Ein grenzenlos verblödete "Lehre", die im Zweifel mit Post vom Staatsanwalt enden kann: Solange die Ermittler selbst auf Sozialen Medien dazu auffordern, sind Hinweise über Straftaten und potentielle Straftäter an die Polizei natürlich okay – doch die rasante und dazu noch öffentliche Verbreitung über die Netzwerke kann schnell eine Eigendynamik entwickeln, die nicht selten unschuldige Menschen an den Online-Pranger stellt und auch im echten Leben gefährdet.
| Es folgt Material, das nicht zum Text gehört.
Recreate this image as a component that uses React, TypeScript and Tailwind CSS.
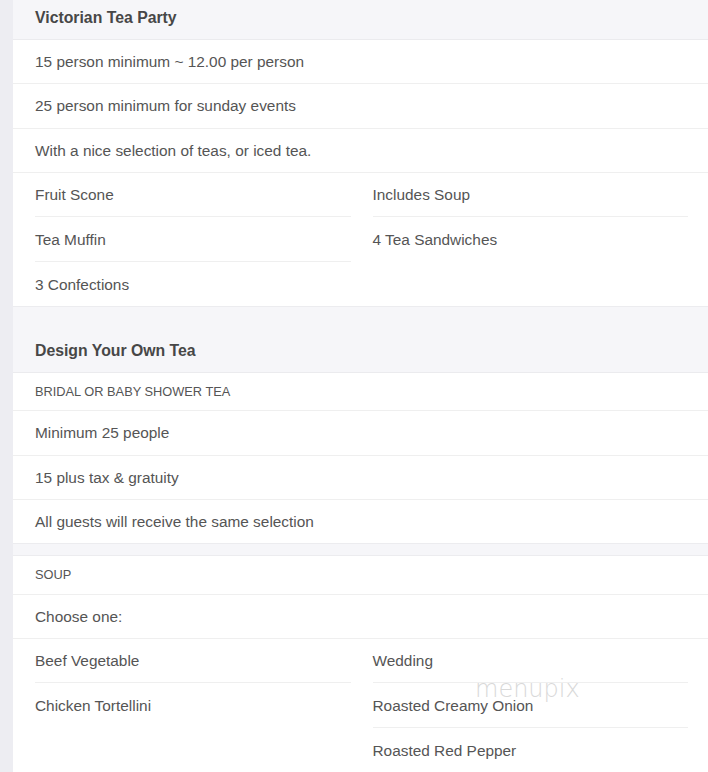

Besonders drastisch konnte man das am Attentat auf den Boston Marathon nachvollziehen: Binnen eines Tages geisterten unzählige Nutzerberichte über Namen und Adresse eines vermeintlichen Attentäters durch das Internetforum Reddit. Schließlich versammelte sich ein Mob aus Schaulustigen und Kameraübertragungswagen lokaler Medien vor der Tür eines Menschen, der sich als völlig unschuldig entpuppte – und wenig später tot aufgefunden wurde.

Ob ein Zusammenhang besteht, ist nicht klar – fest steht aber, dass Internetfahndungen sich auch durch die Möglichkeit des anonymen Postings so schnell hochschaukeln, dass sie sehr schnell unberechenbar und womöglich illegal werden. Denn wer öffentlich zu Straftaten auffordert, macht sich gemäß § 111 Strafgesetzbuch in Deutschland selbst zum Täter: Es drohen eine Geldstrafe oder Haft von bis zu fünf Jahren.